▸ Collected data:
#####

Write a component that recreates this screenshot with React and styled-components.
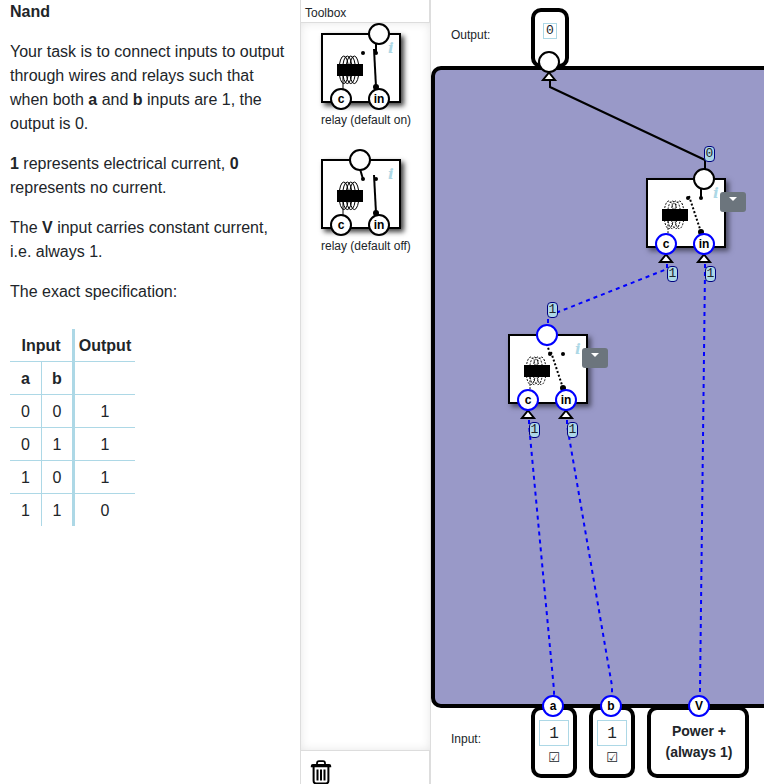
import React from "react";
import styled, { createGlobalStyle } from "styled-components";

const GlobalStyle = createGlobalStyle`
  *, *::before, *::after { box-sizing: border-box; }
  html, body { margin: 0; height: 784px; overflow: hidden; background: #fff; }
  body {
    font-family: "Liberation Sans", Arial, sans-serif;
    font-size: 16px;
    line-height: 24px;
    color: #212529;
  }
`;

const Layout = styled.div`
  display: grid;
  grid-template-columns: 300px 130px 334px;
  width: 764px;
  height: 784px;
  overflow: hidden;
`;

const Instructions = styled.section`
  padding: 0 10px;
`;

const Paragraph = styled.p`
  margin: 0 0 16px;
`;

const TruthTable = styled.table`
  margin-top: 25px;
  width: 125px;
  table-layout: fixed;
  border-collapse: separate;
  border-spacing: 0;
  text-align: center;
`;

const Column = styled.col`
  width: ${(p) => p.$width}px;
`;

const Cell = styled.td`
  height: ${(p) => (p.$last ? 32 : 33)}px;
  padding: 5px 0 3px;
  font-weight: ${(p) => (p.$head ? 700 : 400)};
  border-bottom: ${(p) => (p.$last ? "0" : "1px solid lightblue")};
  border-right: ${(p) => (p.$edge ? `${p.$edge}px solid lightblue` : "0")};
`;

const Toolbox = styled.aside`
  display: flex;
  flex-direction: column;
  border-left: 1px solid #ddd;
`;

const ToolboxTitle = styled.div`
  height: 23px;
  padding: 2px 4px 0;
  font-size: 12px;
  line-height: 22px;
  border-right: 1px solid #ddd;
  border-bottom: 1px solid #ddd;
`;

const ToolList = styled.div`
  flex: none;
  height: 727px;
  display: flex;
  flex-direction: column;
  align-items: flex-start;
  gap: 26px;
  padding: 10px 0 0 20px;
  box-shadow: inset 0 0 10px rgba(0, 0, 0, 0.1);
`;

const Tool = styled.div`
  height: 100px;
  font-size: 12px;
  white-space: nowrap;
`;

const ToolName = styled.div`
  padding-top: 8px;
  line-height: 18px;
`;

const TrashBar = styled.div`
  flex: 1;
  padding: 9px 0 0 9px;
  border-top: 1px solid #ddd;
  border-right: 1px solid #ddd;
  svg { display: block; }
`;

const Workspace = styled.main`
  position: relative;
  display: flex;
  flex-direction: column;
  border-left: 1px solid #ddd;
  overflow: hidden;
`;

const TerminalRow = styled.div`
  display: flex;
  gap: 12px;
  height: ${(p) => p.$height}px;
  padding: ${(p) => p.$top}px 0 0 20px;
`;

const RowLabel = styled.div`
  width: 68px;
  padding-top: ${(p) => p.$top}px;
  font-size: 12px;
  line-height: 18px;
`;

const Terminal = styled.div`
  position: relative;
  flex: none;
  display: flex;
  flex-direction: column;
  align-items: center;
  width: ${(p) => p.$width}px;
  height: ${(p) => p.$height}px;
  padding-top: ${(p) => p.$top}px;
  border: 4px solid #000;
  border-radius: 10px;
  background: #fff;
`;

const InputTerminal = styled(Terminal)`
  margin-top: -2px;
`;

const ValueBox = styled.div`
  width: ${(p) => (p.$small ? 14 : 30)}px;
  height: ${(p) => (p.$small ? 16 : 26)}px;
  border: 1px solid lightblue;
  font-family: "Liberation Mono", monospace;
  font-size: ${(p) => (p.$small ? 13 : 16)}px;
  line-height: ${(p) => (p.$small ? 14 : 26)}px;
  text-align: center;
`;

const Check = styled.div`
  padding-top: 1px;
  font-family: "DejaVu Sans", sans-serif;
  font-size: 13px;
  line-height: 21px;
`;

const PowerLabel = styled.div`
  padding: 1px 0 0 2px;
  font-size: 14px;
  font-weight: 700;
  line-height: 21px;
  text-align: center;
`;

const Canvas = styled.div`
  flex: none;
  width: 500px;
  height: 642px;
  border: 4px solid #000;
  border-radius: 10px;
  background: #9999c8;
`;

const Port = styled.div`
  position: absolute;
  left: ${(p) => p.$x - 11}px;
  top: ${(p) => p.$y - 11}px;
  z-index: 3;
  width: 22px;
  height: 22px;
  border: 2px solid ${(p) => (p.$live ? "#0000ff" : "#000")};
  border-radius: 50%;
  background: #fff;
  color: #000;
  font-size: 12px;
  font-weight: 700;
  line-height: 18px;
  text-align: center;
`;

const RelayBox = styled.div`
  position: relative;
  width: 80px;
  height: 70px;
  border: 2px solid #000;
  background: #fff;
  box-shadow: 3px 3px 5px rgba(0, 0, 0, ${(p) => (p.$placed ? 0.5 : 0.75)});
`;

const RelayArt = styled.svg`
  display: block;
  width: 76px;
  height: 66px;
`;

const Info = styled.span`
  position: absolute;
  left: 65px;
  top: 4px;
  color: lightblue;
  font: italic 700 15px/18px "DejaVu Serif", serif;
`;

const Placed = styled.div`
  position: absolute;
  left: ${(p) => p.$x - 431}px;
  top: ${(p) => p.$y}px;
`;

const MenuButton = styled.button`
  position: absolute;
  left: 72px;
  top: 12px;
  z-index: 4;
  display: flex;
  justify-content: center;
  align-items: flex-start;
  width: 26px;
  height: 20px;
  padding: 5px 0 0;
  border: 0;
  border-radius: 3px;
  background: #6c757d;
  &::after {
    content: "";
    border: 4px solid transparent;
    border-top-color: #fff;
    border-bottom: 0;
  }
`;

const Wires = styled.svg`
  position: absolute;
  left: -1px;
  top: 0;
  z-index: 2;
  pointer-events: none;
`;

const Signal = styled.div`
  position: absolute;
  left: ${(p) => p.$x - 431}px;
  top: ${(p) => p.$y}px;
  z-index: 4;
  display: flex;
  justify-content: center;
  width: 11px;
  height: 16px;
  border: 1px solid #000080;
  border-radius: 4px;
  background: lightblue;
  font: 13px/14px "Liberation Mono", monospace;
`;

function Relay({ kind, energized, outputLive, inputLive, placed }) {
  const onType = kind === "on";
  return (
    <RelayBox $placed={placed}>
      <RelayArt viewBox="2 2 76 66" aria-hidden="true">
        <g fill="none" stroke="#000" strokeWidth="1" strokeDasharray={energized ? "2 1.4" : undefined}>
          {[22.8, 26.3, 29.8, 33.3].map((x, i) => (
            <ellipse key={x} cx={x} cy="36.8" rx="4.7" ry="13.8" strokeDashoffset={i * 1.7} />
          ))}
          <path d="M22 43V58" />
        </g>
        <rect x="16" y="31" width="26" height="12" />
        <circle cx="42" cy="20" r="2" />
        <circle cx="55" cy="20" r="2" />
        <circle cx="55" cy="54" r="3" />
        {onType ? (
          <path d="M55 10V20" stroke="#000" strokeWidth="2" />
        ) : (
          <path
            d="M39 10L42 20"
            stroke="#000"
            strokeWidth="2"
            strokeDasharray={energized ? "2 2" : undefined}
          />
        )}
        {energized ? (
          <path d="M43 18L55 54" stroke="#000" strokeWidth="2" strokeDasharray="2 2" />
        ) : (
          <path d="M53 16L55 54" stroke="#000" strokeWidth="2" />
        )}
      </RelayArt>
      <Info>i</Info>
      <Port $x={onType ? 56 : 37} $y={-1} $live={outputLive} />
      <Port $x={18} $y={64} $live={inputLive}>c</Port>
      <Port $x={56} $y={64} $live={inputLive}>in</Port>
      {placed && <MenuButton aria-label="Relay menu" />}
    </RelayBox>
  );
}

const rows = [
  [0, 0, 1],
  [0, 1, 1],
  [1, 0, 1],
  [1, 1, 0],
];

const signals = [
  [704, 146, 0],
  [667, 266, 1],
  [705, 266, 1],
  [547, 302, 1],
  [529, 422, 1],
  [567, 422, 1],
];

const arrows = [
  [549, 72],
  [666, 254],
  [704, 254],
  [528, 410],
  [566, 410],
];

export default function App() {
  return (
    <>
      <GlobalStyle />
      <Layout>
        <Instructions>
          <Paragraph><b>Nand</b></Paragraph>
          <Paragraph>
            Your task is to connect inputs to output through wires and relays such that when both{" "}
            <b>a</b> and <b>b</b> inputs are 1, the output is 0.
          </Paragraph>
          <Paragraph><b>1</b> represents electrical current, <b>0</b> represents no current.</Paragraph>
          <Paragraph>The <b>V</b> input carries constant current, i.e. always 1.</Paragraph>
          <Paragraph>The exact specification:</Paragraph>
          <TruthTable>
            <colgroup>
              <Column $width={32} />
              <Column $width={33} />
              <Column $width={60} />
            </colgroup>
            <tbody>
              <tr>
                <Cell as="th" colSpan={2} $head $edge={3}>Input</Cell>
                <Cell as="th" $head>Output</Cell>
              </tr>
              <tr>
                <Cell as="th" $head $edge={1}>a</Cell>
                <Cell as="th" $head $edge={3}>b</Cell>
                <Cell />
              </tr>
              {rows.map(([a, b, out], i) => (
                <tr key={i}>
                  <Cell $edge={1} $last={i === 3}>{a}</Cell>
                  <Cell $edge={3} $last={i === 3}>{b}</Cell>
                  <Cell $last={i === 3}>{out}</Cell>
                </tr>
              ))}
            </tbody>
          </TruthTable>
        </Instructions>

        <Toolbox>
          <ToolboxTitle>Toolbox</ToolboxTitle>
          <ToolList>
            <Tool>
              <Relay kind="on" />
              <ToolName>relay (default on)</ToolName>
            </Tool>
            <Tool>
              <Relay kind="off" />
              <ToolName>relay (default off)</ToolName>
            </Tool>
          </ToolList>
          <TrashBar>
            <svg width="22" height="25" viewBox="0 0 22 25" fill="none" stroke="#000" aria-label="Trash">
              <path d="M7 4V3.2Q7 1.2 9 1.2h4Q15 1.2 15 3.2V4" strokeWidth="1.8" />
              <path d="M.8 7.2V6Q.8 4 2.8 4H19.2Q21.2 4 21.2 6V7.2Z" fill="#000" stroke="none" />
              <path d="M3.6 7V21Q3.6 23.4 6 23.4H16Q18.4 23.4 18.4 21V7" strokeWidth="2" />
              <path d="M7.5 9.5V20.5M11 9.5V20.5M14.5 9.5V20.5" strokeWidth="2" />
            </svg>
          </TrashBar>
        </Toolbox>

        <Workspace>
          <TerminalRow $height={66} $top={8}>
            <RowLabel $top={18}>Output:</RowLabel>
            <Terminal $width={38} $height={60} $top={11}>
              <ValueBox $small>0</ValueBox>
              <Port $x={14} $y={50} />
            </Terminal>
          </TerminalRow>
          <Canvas />
          <TerminalRow $height={76} $top={0}>
            <RowLabel $top={22}>Input:</RowLabel>
            {["a", "b"].map((name) => (
              <InputTerminal key={name} $width={46} $height={72} $top={10}>
                <ValueBox>1</ValueBox>
                <Check>☑</Check>
                <Port $x={18} $y={-4} $live>{name}</Port>
              </InputTerminal>
            ))}
            <InputTerminal $width={102} $height={72} $top={10}>
              <PowerLabel>Power +<br />(always 1)</PowerLabel>
              <Port $x={48} $y={-4} $live>V</Port>
            </InputTerminal>
          </TerminalRow>

          <Placed $x={646} $y={178}>
            <Relay kind="on" energized inputLive placed />
          </Placed>
          <Placed $x={508} $y={334}>
            <Relay kind="off" energized inputLive outputLive placed />
          </Placed>

          <Wires width="334" height="784" viewBox="430 0 334 784" fill="none" strokeWidth="2">
            <path d="M550 80V87L705 160V169" stroke="#000" />
            <g stroke="#0000ff" strokeDasharray="4 4">
              <path d="M667 264V269L548 316V325" />
              <path d="M705 264V270L700 690V696" />
              <path d="M529 420V425L554 690V696" />
              <path d="M567 420V425L612 686V696" />
            </g>
            <g fill="#fff" stroke="#000">
              {arrows.map(([x, y]) => (
                <path key={x} d={`M${x} ${y + 0.5}L${x + 6} ${y + 8}H${x - 6}Z`} />
              ))}
            </g>
          </Wires>
          {signals.map(([x, y, value]) => (
            <Signal key={`${x}-${y}`} $x={x} $y={y}>{value}</Signal>
          ))}
        </Workspace>
      </Layout>
    </>
  );
}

#####

▸ Written problem: Which lines of the material contain the string "that"? List each of them.

▸ Result below:
Write a component that recreates this screenshot with React and styled-components.
            Your task is to connect inputs to output through wires and relays such that when both{" "}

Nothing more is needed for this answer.